News ID: 238495
Published: 0350 GMT February 05, 2019

UN envoy: Yemen prisoner swap would help peace process

UN envoy: Yemen prisoner swap would help peace process
REUTERS

A UN special envoy told warring Yemenis on Tuesday that rapid implementation of a prisoner swap deal would help advance efforts at a political settlement of a nearly four-year-old war.

Martin Griffiths said finalizing a list of the thousands of prisoners should be completed by the end of three days of talks in Amman between teams from the Saudi-backed former government and Houthi fighters, Reuters reported.

The list is to be handed over to the world body and the International Committee of the Red Cross (ICRC).

"It will lay the basis for the next step which will be to see that release happening," Griffiths told delegates before the start of the second round in Amman in less than a month.

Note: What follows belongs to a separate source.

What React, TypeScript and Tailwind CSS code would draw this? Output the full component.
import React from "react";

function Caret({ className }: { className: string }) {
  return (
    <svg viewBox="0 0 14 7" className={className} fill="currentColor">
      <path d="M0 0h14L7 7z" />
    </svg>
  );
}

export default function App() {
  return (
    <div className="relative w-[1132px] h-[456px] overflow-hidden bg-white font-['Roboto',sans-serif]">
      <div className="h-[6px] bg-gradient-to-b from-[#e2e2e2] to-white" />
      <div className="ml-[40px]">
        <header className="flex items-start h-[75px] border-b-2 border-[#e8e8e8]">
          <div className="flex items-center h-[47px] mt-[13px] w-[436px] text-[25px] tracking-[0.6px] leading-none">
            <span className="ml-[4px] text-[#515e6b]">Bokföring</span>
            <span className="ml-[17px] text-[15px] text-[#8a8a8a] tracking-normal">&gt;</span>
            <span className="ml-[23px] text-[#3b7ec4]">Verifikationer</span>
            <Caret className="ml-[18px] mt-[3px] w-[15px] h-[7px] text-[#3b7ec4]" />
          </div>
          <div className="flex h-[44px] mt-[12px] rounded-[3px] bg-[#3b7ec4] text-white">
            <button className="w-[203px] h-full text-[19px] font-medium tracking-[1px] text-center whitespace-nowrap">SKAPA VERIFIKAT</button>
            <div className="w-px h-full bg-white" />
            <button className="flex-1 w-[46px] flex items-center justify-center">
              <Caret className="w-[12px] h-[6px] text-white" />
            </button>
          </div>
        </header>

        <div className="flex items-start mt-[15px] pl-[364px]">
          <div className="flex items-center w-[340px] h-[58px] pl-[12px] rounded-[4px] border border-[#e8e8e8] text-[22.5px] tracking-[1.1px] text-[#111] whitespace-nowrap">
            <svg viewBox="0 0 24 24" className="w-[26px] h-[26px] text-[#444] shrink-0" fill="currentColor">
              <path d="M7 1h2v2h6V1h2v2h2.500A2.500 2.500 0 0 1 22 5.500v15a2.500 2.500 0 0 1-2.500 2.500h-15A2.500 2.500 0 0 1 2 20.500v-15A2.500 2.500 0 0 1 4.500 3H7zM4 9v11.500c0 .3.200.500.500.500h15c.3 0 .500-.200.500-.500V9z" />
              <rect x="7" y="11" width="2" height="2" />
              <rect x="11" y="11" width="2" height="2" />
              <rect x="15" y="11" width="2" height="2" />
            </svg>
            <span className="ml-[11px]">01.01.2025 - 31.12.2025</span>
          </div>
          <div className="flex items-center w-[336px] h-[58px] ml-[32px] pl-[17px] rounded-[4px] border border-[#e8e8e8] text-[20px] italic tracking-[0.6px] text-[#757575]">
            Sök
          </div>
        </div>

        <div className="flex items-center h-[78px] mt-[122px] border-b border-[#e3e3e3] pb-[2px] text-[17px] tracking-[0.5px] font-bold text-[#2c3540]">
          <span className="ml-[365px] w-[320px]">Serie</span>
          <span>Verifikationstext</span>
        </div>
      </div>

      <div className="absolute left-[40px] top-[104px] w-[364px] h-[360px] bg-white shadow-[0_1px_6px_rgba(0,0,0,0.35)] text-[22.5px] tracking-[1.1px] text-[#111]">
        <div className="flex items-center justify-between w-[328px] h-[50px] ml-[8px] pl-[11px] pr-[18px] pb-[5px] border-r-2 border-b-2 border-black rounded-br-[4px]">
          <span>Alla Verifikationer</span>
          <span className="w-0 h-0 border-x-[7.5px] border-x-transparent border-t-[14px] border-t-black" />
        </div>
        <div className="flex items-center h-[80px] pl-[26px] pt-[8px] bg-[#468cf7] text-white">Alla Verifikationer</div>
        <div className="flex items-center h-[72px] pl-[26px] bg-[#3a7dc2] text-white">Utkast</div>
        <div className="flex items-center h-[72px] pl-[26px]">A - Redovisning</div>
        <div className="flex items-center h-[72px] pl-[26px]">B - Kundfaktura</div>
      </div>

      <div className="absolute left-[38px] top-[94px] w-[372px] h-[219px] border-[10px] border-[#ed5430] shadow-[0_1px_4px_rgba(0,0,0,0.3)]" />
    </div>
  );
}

Griffiths stressed how important the swap deal was to achieving progress in ending a conflict that has killed tens of thousands and left 15.9 million people facing severe hunger.

"Success in this regard is not only of huge importance for those who will be released but also for the broader political process in which we have hopes the parties will together resolve the issues that divide them and return Yemen to peace."

As he spoke, the new head of the UN mission tasked with overseeing a fragile cease-fire deal in Yemen, Danish Major General Michael Anker Lollesgaard, arrived in the port city of Hodeida.

Implementation of the deal, reached in Sweden in December, has stalled as the two sides cannot agree on who will control the port – a lifeline for millions of Yemenis – and the city after a planned redeployment of their forces.

The prisoner swap was one of the least contentious confidence-building measures at the peace talks in Sweden.

The Amman prisoner negotiations will verify names of about 15,000 prisoners exchanged by both sides, some of whom include Saudis and other nationals fighting on the former government side.

The head of the International Committee of the Red Cross (ICRC), whose agency would oversee the operation, said implementing the deal could take weeks and involve the repatriation of third country nationals.